What to do with Holy Saturday? It is one of those days in the Liturgical Year that divides Christians in my experience. For many, it is a day that doesn't really exist, such is their eagerness to rush from the foot of the cross on Good Friday straight to Easter morning's empty tomb. At best, it is an annoyance, and is best ignored. That was the tradition I grew up in: no need to be sad because we'd read to the end of the story and, we win!


In recent times, I've come to appreciate Holy Saturday more and more. Through pastoral ministry with the bereaved and in supporting victims of discrimination and abuse, the necessity of grief has come home to me. In facing disappointment and loss, the need to have space for sadness, anger, frustration and tears has been real. And so any comfort that seeks to minimise the loss or short-circuit grief serves only the needs of the comforter.


I have written elsewhere about Methodism's fixers, those who, when confronted with someone's disappointment or frustration, quickly move to suggest possible solutions. As well-intentioned as it might me, it also reveals a deep discomfort with pain of loss. Our unease with the expressions of hurt or anger leads us to try to fix things as quickly as possible, in order that our own discomfort is assuaged.


For me, part of the message of Holy Saturday is a call to dwell with the pain, anger, frustration and loss that the world feels.
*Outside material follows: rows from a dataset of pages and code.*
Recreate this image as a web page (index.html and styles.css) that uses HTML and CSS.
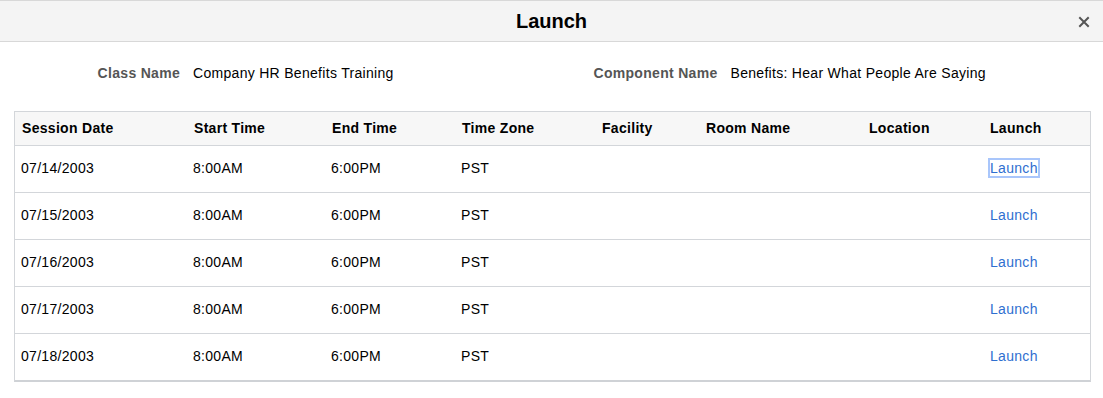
FILE: index.html
```html
<!DOCTYPE html>
<html lang="en">
<head>
    <meta charset="UTF-8">
    <title>Launch</title>
    <link rel="stylesheet" href="styles.css">
</head>
<body>
    <div class="modal">
        <div class="modal-header">
            <h1>Launch</h1>
            <button class="close" aria-label="Close">
                <svg width="12" height="12" viewBox="0 0 12 12"><path d="M2 2 L10 10 M10 2 L2 10" stroke="#555" stroke-width="2" stroke-linecap="square"/></svg>
            </button>
        </div>

        <div class="info-row">
            <div class="field">
                <span class="label">Class Name</span>
                <span class="value">Company HR Benefits Training</span>
            </div>
            <div class="field">
                <span class="label">Component Name</span>
                <span class="value">Benefits: Hear What People Are Saying</span>
            </div>
        </div>

        <div class="grid-wrap">
            <table class="sessions">
                <colgroup>
                    <col style="width:172px">
                    <col style="width:138px">
                    <col style="width:130px">
                    <col style="width:140px">
                    <col style="width:104px">
                    <col style="width:163px">
                    <col style="width:121px">
                    <col>
                </colgroup>
                <thead>
                    <tr>
                        <th>Session Date</th>
                        <th>Start Time</th>
                        <th>End Time</th>
                        <th>Time Zone</th>
                        <th>Facility</th>
                        <th>Room Name</th>
                        <th>Location</th>
                        <th>Launch</th>
                    </tr>
                </thead>
                <tbody>
                    <tr>
                        <td>07/14/2003</td><td>8:00AM</td><td>6:00PM</td><td>PST</td><td></td><td></td><td></td>
                        <td><a href="#" class="launch focused">Launch</a></td>
                    </tr>
                    <tr>
                        <td>07/15/2003</td><td>8:00AM</td><td>6:00PM</td><td>PST</td><td></td><td></td><td></td>
                        <td><a href="#" class="launch">Launch</a></td>
                    </tr>
                    <tr>
                        <td>07/16/2003</td><td>8:00AM</td><td>6:00PM</td><td>PST</td><td></td><td></td><td></td>
                        <td><a href="#" class="launch">Launch</a></td>
                    </tr>
                    <tr>
                        <td>07/17/2003</td><td>8:00AM</td><td>6:00PM</td><td>PST</td><td></td><td></td><td></td>
                        <td><a href="#" class="launch">Launch</a></td>
                    </tr>
                    <tr>
                        <td>07/18/2003</td><td>8:00AM</td><td>6:00PM</td><td>PST</td><td></td><td></td><td></td>
                        <td><a href="#" class="launch">Launch</a></td>
                    </tr>
                </tbody>
            </table>
        </div>
    </div>
</body>
</html>
```

FILE: styles.css
```css
body {
    margin: 0;
    font-family: "Liberation Sans", Arial, sans-serif;
    font-size: 14px;
    letter-spacing: 0.3px;
    color: #000;
    background: #fff;
}
.modal {
    width: 1103px;
}
.modal-header {
    position: relative;
    height: 40px;
    background: #f4f4f4;
    border-top: 1px solid #d8d8d8;
    border-bottom: 1px solid #d8d8d8;
    display: flex;
    align-items: center;
    justify-content: center;
}
.modal-header h1 {
    margin: 0;
    font-size: 20px;
    font-weight: bold;
    letter-spacing: 0;
    color: #000;
}
.close {
    position: absolute;
    right: 13px;
    top: 15px;
    background: none;
    border: none;
    padding: 0;
    width: 12px;
    height: 12px;
    cursor: pointer;
}
.close svg {
    display: block;
}
.info-row {
    display: flex;
    padding: 23px 14px 0;
    height: 46px;
}
.field {
    flex: 1;
    display: flex;
    align-items: baseline;
}
.label {
    width: 166px;
    text-align: right;
    font-weight: bold;
    color: #555;
    margin-right: 13px;
}
.value {
    color: #000;
}
.grid-wrap {
    margin: 0 12px 0 14px;
    border: 1px solid #d3d6da;
    border-bottom: 2px solid #cfd2d6;
}
.sessions {
    width: 100%;
    border-collapse: collapse;
    table-layout: fixed;
}
.sessions th {
    background: #f7f7f7;
    text-align: left;
    font-weight: bold;
    height: 32px;
    padding: 0 0 1px 7px;
    border-bottom: 1px solid #d3d6da;
}
.sessions td {
    height: 43px;
    padding: 0 0 3px 6px;
    border-bottom: 1px solid #d3d6da;
}
.sessions tbody tr:last-child td {
    border-bottom: none;
}
.launch {
    color: #2f6fd0;
    text-decoration: none;
    margin-left: 1px;
}
.launch.focused {
    outline: 2px solid #a9c6fb;
    outline-offset: 0;
}
```
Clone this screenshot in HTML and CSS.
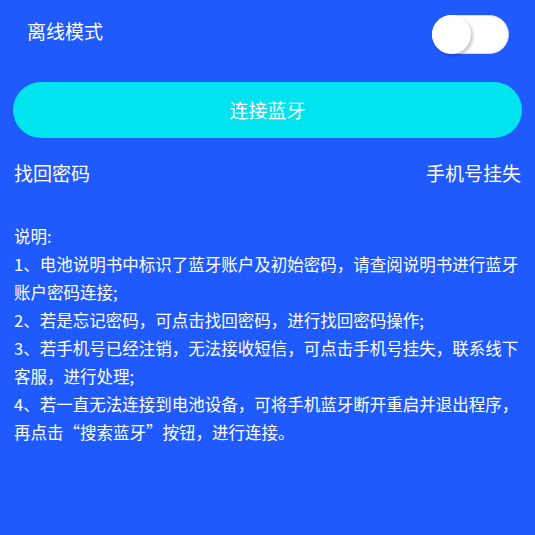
FILE: index.html
```html
<!DOCTYPE html>
<html lang="zh-CN">
<head>
<meta charset="utf-8">
<title>连接蓝牙</title>
<link rel="stylesheet" href="styles.css">
</head>
<body>
<div class="page">
  <div class="top-row">
    <span class="label">离线模式</span>
    <div class="switch"><div class="knob"></div></div>
  </div>
  <div class="connect-btn">连接蓝牙</div>
  <div class="links">
    <span class="link">找回密码</span>
    <span class="link">手机号挂失</span>
  </div>
  <div class="desc">
    <p>说明:</p>
    <p>1、电池说明书中标识了蓝牙账户及初始密码，请查阅说明书进行蓝牙账户密码连接;</p>
    <p>2、若是忘记密码，可点击找回密码，进行找回密码操作;</p>
    <p>3、若手机号已经注销，无法接收短信，可点击手机号挂失，联系线下客服，进行处理;</p>
    <p>4、若一直无法连接到电池设备，可将手机蓝牙断开重启并退出程序，再点击“搜索蓝牙”按钮，进行连接。</p>
  </div>
</div>
</body>
</html>
```

FILE: styles.css
```css
html, body {
  margin: 0;
  padding: 0;
  background: #1f5aff;
}
body {
  width: 535px;
  height: 535px;
  font-family: "Noto Sans CJK SC", "Noto Sans", sans-serif;
  color: #ffffff;
}
.page {
  padding: 15px 13px 0 13px;
}
.top-row {
  display: flex;
  justify-content: space-between;
  align-items: flex-start;
  padding: 0 13px 0 14px;
  height: 39px;
}
.label {
  font-size: 19px;
  line-height: 32px;
}
.switch {
  width: 77px;
  height: 39px;
  box-sizing: border-box;
  border-radius: 20px;
  background: #ffffff;
  border: 1px solid #dcdcdc;
  position: relative;
}
.knob {
  position: absolute;
  left: -1px;
  top: -1px;
  width: 39px;
  height: 39px;
  border-radius: 50%;
  background: #ffffff;
  box-shadow: 2px 2px 3px rgba(0, 0, 0, 0.22);
}
.connect-btn {
  margin-top: 28px;
  height: 56px;
  border-radius: 28px;
  background: #00e4ef;
  text-align: center;
  line-height: 55px;
  font-size: 19px;
}
.links {
  margin-top: 21px;
  display: flex;
  justify-content: space-between;
  padding: 0 1px;
  font-size: 19px;
  line-height: 28px;
}
.desc {
  margin-top: 35px;
  padding: 0 0 0 1px;
  font-size: 16.5px;
  line-height: 28px;
}
.desc p {
  margin: 0;
}
```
It asks us to reject the notion that, somehow, Easter 'fixes' Good Friday, resurrection nullifies crucifixion.

What if we sat with the pain and allowed ourselves to feel it too? What would it do to us and to our own expectations and theologies? If the desire to fix things is also about maintaining a picture of the Church or our communities as overwhelmingly benign, fair or just, then sitting with the hurt might open us to the need for real change. Might experiencing Holy Saturday allow some of the immense suffering of Good Friday to seep into our bones and souls to such an extent that it begins to burn within us and forces us to see what is really going on? Might it help us to see our own experiences of pain and hurt as things not to be done away with or hidden from view, but the fuel by which systems and societies are reshaped and transformed?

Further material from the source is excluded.